= Set problem =
Exactly repeat the material, dropping only the pictures.

··· Material provided ···

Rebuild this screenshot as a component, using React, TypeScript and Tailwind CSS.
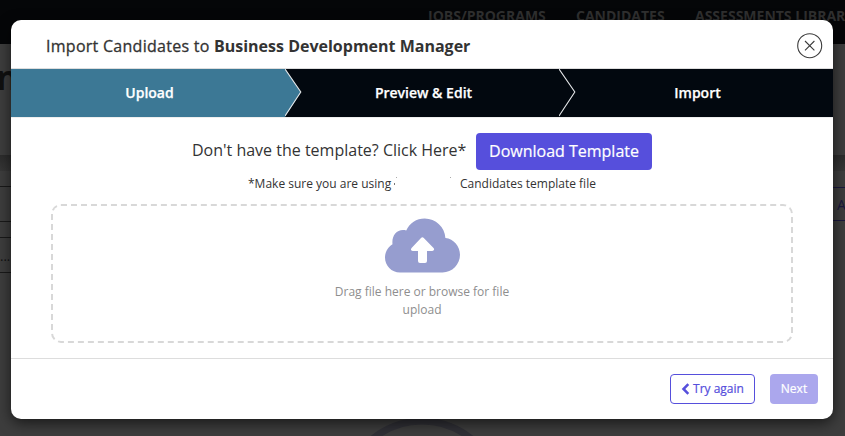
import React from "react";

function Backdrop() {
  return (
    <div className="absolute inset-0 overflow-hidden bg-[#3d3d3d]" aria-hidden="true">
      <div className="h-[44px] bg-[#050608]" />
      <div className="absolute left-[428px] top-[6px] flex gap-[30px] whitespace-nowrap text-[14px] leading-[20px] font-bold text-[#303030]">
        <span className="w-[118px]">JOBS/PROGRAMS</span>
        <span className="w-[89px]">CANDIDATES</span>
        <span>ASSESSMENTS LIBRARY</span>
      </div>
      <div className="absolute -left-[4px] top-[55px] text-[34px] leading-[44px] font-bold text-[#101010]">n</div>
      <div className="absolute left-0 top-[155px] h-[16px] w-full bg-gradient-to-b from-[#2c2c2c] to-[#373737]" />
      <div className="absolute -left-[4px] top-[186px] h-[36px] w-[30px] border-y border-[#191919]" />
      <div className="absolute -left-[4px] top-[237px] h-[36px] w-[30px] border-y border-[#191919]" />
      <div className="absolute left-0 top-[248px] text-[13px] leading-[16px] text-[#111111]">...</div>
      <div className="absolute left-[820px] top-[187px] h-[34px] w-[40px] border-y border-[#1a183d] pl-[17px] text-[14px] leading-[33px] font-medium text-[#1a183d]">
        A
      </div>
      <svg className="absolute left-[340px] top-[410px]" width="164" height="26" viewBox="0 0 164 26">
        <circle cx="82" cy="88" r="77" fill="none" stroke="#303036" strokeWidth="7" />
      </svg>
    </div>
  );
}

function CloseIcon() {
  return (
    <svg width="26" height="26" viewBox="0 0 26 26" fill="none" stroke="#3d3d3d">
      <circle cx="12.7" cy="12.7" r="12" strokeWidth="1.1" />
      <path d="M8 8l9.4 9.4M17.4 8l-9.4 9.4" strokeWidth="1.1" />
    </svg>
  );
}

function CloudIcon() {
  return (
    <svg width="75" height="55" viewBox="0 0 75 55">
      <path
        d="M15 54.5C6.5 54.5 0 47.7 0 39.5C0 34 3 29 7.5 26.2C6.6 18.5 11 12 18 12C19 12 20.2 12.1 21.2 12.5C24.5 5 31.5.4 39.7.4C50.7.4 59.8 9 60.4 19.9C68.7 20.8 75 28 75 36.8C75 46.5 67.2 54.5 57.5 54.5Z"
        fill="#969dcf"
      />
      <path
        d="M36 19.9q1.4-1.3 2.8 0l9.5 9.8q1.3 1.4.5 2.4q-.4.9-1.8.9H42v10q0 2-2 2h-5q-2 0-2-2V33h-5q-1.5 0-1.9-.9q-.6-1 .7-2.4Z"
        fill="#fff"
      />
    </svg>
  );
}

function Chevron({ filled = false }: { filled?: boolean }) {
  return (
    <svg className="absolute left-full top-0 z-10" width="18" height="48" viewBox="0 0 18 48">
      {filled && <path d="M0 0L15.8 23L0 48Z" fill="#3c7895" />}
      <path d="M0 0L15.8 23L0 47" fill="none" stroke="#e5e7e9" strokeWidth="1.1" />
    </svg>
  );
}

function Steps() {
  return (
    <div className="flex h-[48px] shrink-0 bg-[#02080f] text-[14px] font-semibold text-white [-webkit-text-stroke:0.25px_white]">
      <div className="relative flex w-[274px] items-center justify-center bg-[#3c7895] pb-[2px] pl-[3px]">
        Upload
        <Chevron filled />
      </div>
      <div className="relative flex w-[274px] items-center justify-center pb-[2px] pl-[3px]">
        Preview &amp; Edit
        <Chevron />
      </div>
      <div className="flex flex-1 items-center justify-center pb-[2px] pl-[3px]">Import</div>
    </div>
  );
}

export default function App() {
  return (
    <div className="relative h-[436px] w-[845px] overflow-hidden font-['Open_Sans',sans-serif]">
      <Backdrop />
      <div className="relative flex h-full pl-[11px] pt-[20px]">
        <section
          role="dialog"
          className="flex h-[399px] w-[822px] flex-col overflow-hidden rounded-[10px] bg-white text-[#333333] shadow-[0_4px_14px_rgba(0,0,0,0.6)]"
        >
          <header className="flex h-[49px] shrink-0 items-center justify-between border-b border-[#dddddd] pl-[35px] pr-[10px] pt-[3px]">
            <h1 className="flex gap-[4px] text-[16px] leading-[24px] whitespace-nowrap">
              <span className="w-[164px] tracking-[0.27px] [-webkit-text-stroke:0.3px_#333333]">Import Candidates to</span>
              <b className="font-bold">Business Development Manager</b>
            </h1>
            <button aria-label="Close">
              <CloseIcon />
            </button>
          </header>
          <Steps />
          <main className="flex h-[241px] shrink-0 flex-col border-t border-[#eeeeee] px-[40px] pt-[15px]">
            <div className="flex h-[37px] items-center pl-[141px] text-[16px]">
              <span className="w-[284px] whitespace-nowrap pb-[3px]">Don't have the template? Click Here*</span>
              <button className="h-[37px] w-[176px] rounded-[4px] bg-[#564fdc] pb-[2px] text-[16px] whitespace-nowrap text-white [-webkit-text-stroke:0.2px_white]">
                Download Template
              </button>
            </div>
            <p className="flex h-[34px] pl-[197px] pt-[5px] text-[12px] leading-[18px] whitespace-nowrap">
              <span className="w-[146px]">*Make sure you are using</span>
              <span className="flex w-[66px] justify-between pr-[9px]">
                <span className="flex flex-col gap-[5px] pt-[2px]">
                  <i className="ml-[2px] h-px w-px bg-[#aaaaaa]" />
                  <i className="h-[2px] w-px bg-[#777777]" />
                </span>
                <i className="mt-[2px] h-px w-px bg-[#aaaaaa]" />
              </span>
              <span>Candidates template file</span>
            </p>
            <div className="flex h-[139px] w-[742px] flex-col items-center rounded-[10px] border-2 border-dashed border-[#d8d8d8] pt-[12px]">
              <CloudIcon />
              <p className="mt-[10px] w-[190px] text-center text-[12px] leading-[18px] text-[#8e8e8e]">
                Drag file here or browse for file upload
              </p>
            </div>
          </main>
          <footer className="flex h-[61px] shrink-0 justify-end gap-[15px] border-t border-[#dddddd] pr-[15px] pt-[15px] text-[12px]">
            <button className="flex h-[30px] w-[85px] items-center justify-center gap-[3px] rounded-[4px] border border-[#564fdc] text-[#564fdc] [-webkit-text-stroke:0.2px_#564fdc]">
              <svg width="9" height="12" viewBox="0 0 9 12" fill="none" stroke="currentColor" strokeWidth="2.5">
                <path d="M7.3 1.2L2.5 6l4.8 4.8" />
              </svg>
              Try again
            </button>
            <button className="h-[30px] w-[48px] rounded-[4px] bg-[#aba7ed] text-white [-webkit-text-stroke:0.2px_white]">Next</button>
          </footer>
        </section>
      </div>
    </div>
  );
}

···

= Answer in full =
Rebuild this screenshot as a component, using React, TypeScript and Tailwind CSS.
import React from "react";

function Backdrop() {
  return (
    <div className="absolute inset-0 overflow-hidden bg-[#3d3d3d]" aria-hidden="true">
      <div className="h-[44px] bg-[#050608]" />
      <div className="absolute left-[428px] top-[6px] flex gap-[30px] whitespace-nowrap text-[14px] leading-[20px] font-bold text-[#303030]">
        <span className="w-[118px]">JOBS/PROGRAMS</span>
        <span className="w-[89px]">CANDIDATES</span>
        <span>ASSESSMENTS LIBRARY</span>
      </div>
      <div className="absolute -left-[4px] top-[55px] text-[34px] leading-[44px] font-bold text-[#101010]">n</div>
      <div className="absolute left-0 top-[155px] h-[16px] w-full bg-gradient-to-b from-[#2c2c2c] to-[#373737]" />
      <div className="absolute -left-[4px] top-[186px] h-[36px] w-[30px] border-y border-[#191919]" />
      <div className="absolute -left-[4px] top-[237px] h-[36px] w-[30px] border-y border-[#191919]" />
      <div className="absolute left-0 top-[248px] text-[13px] leading-[16px] text-[#111111]">...</div>
      <div className="absolute left-[820px] top-[187px] h-[34px] w-[40px] border-y border-[#1a183d] pl-[17px] text-[14px] leading-[33px] font-medium text-[#1a183d]">
        A
      </div>
      <svg className="absolute left-[340px] top-[410px]" width="164" height="26" viewBox="0 0 164 26">
        <circle cx="82" cy="88" r="77" fill="none" stroke="#303036" strokeWidth="7" />
      </svg>
    </div>
  );
}

function CloseIcon() {
  return (
    <svg width="26" height="26" viewBox="0 0 26 26" fill="none" stroke="#3d3d3d">
      <circle cx="12.7" cy="12.7" r="12" strokeWidth="1.1" />
      <path d="M8 8l9.4 9.4M17.4 8l-9.4 9.4" strokeWidth="1.1" />
    </svg>
  );
}

function CloudIcon() {
  return (
    <svg width="75" height="55" viewBox="0 0 75 55">
      <path
        d="M15 54.5C6.5 54.5 0 47.7 0 39.5C0 34 3 29 7.5 26.2C6.6 18.5 11 12 18 12C19 12 20.2 12.1 21.2 12.5C24.5 5 31.5.4 39.7.4C50.7.4 59.8 9 60.4 19.9C68.7 20.8 75 28 75 36.8C75 46.5 67.2 54.5 57.5 54.5Z"
        fill="#969dcf"
      />
      <path
        d="M36 19.9q1.4-1.3 2.8 0l9.5 9.8q1.3 1.4.5 2.4q-.4.9-1.8.9H42v10q0 2-2 2h-5q-2 0-2-2V33h-5q-1.5 0-1.9-.9q-.6-1 .7-2.4Z"
        fill="#fff"
      />
    </svg>
  );
}

function Chevron({ filled = false }: { filled?: boolean }) {
  return (
    <svg className="absolute left-full top-0 z-10" width="18" height="48" viewBox="0 0 18 48">
      {filled && <path d="M0 0L15.8 23L0 48Z" fill="#3c7895" />}
      <path d="M0 0L15.8 23L0 47" fill="none" stroke="#e5e7e9" strokeWidth="1.1" />
    </svg>
  );
}

function Steps() {
  return (
    <div className="flex h-[48px] shrink-0 bg-[#02080f] text-[14px] font-semibold text-white [-webkit-text-stroke:0.25px_white]">
      <div className="relative flex w-[274px] items-center justify-center bg-[#3c7895] pb-[2px] pl-[3px]">
        Upload
        <Chevron filled />
      </div>
      <div className="relative flex w-[274px] items-center justify-center pb-[2px] pl-[3px]">
        Preview &amp; Edit
        <Chevron />
      </div>
      <div className="flex flex-1 items-center justify-center pb-[2px] pl-[3px]">Import</div>
    </div>
  );
}

export default function App() {
  return (
    <div className="relative h-[436px] w-[845px] overflow-hidden font-['Open_Sans',sans-serif]">
      <Backdrop />
      <div className="relative flex h-full pl-[11px] pt-[20px]">
        <section
          role="dialog"
          className="flex h-[399px] w-[822px] flex-col overflow-hidden rounded-[10px] bg-white text-[#333333] shadow-[0_4px_14px_rgba(0,0,0,0.6)]"
        >
          <header className="flex h-[49px] shrink-0 items-center justify-between border-b border-[#dddddd] pl-[35px] pr-[10px] pt-[3px]">
            <h1 className="flex gap-[4px] text-[16px] leading-[24px] whitespace-nowrap">
              <span className="w-[164px] tracking-[0.27px] [-webkit-text-stroke:0.3px_#333333]">Import Candidates to</span>
              <b className="font-bold">Business Development Manager</b>
            </h1>
            <button aria-label="Close">
              <CloseIcon />
            </button>
          </header>
          <Steps />
          <main className="flex h-[241px] shrink-0 flex-col border-t border-[#eeeeee] px-[40px] pt-[15px]">
            <div className="flex h-[37px] items-center pl-[141px] text-[16px]">
              <span className="w-[284px] whitespace-nowrap pb-[3px]">Don't have the template? Click Here*</span>
              <button className="h-[37px] w-[176px] rounded-[4px] bg-[#564fdc] pb-[2px] text-[16px] whitespace-nowrap text-white [-webkit-text-stroke:0.2px_white]">
                Download Template
              </button>
            </div>
            <p className="flex h-[34px] pl-[197px] pt-[5px] text-[12px] leading-[18px] whitespace-nowrap">
              <span className="w-[146px]">*Make sure you are using</span>
              <span className="flex w-[66px] justify-between pr-[9px]">
                <span className="flex flex-col gap-[5px] pt-[2px]">
                  <i className="ml-[2px] h-px w-px bg-[#aaaaaa]" />
                  <i className="h-[2px] w-px bg-[#777777]" />
                </span>
                <i className="mt-[2px] h-px w-px bg-[#aaaaaa]" />
              </span>
              <span>Candidates template file</span>
            </p>
            <div className="flex h-[139px] w-[742px] flex-col items-center rounded-[10px] border-2 border-dashed border-[#d8d8d8] pt-[12px]">
              <CloudIcon />
              <p className="mt-[10px] w-[190px] text-center text-[12px] leading-[18px] text-[#8e8e8e]">
                Drag file here or browse for file upload
              </p>
            </div>
          </main>
          <footer className="flex h-[61px] shrink-0 justify-end gap-[15px] border-t border-[#dddddd] pr-[15px] pt-[15px] text-[12px]">
            <button className="flex h-[30px] w-[85px] items-center justify-center gap-[3px] rounded-[4px] border border-[#564fdc] text-[#564fdc] [-webkit-text-stroke:0.2px_#564fdc]">
              <svg width="9" height="12" viewBox="0 0 9 12" fill="none" stroke="currentColor" strokeWidth="2.5">
                <path d="M7.3 1.2L2.5 6l4.8 4.8" />
              </svg>
              Try again
            </button>
            <button className="h-[30px] w-[48px] rounded-[4px] bg-[#aba7ed] text-white [-webkit-text-stroke:0.2px_white]">Next</button>
          </footer>
        </section>
      </div>
    </div>
  );
}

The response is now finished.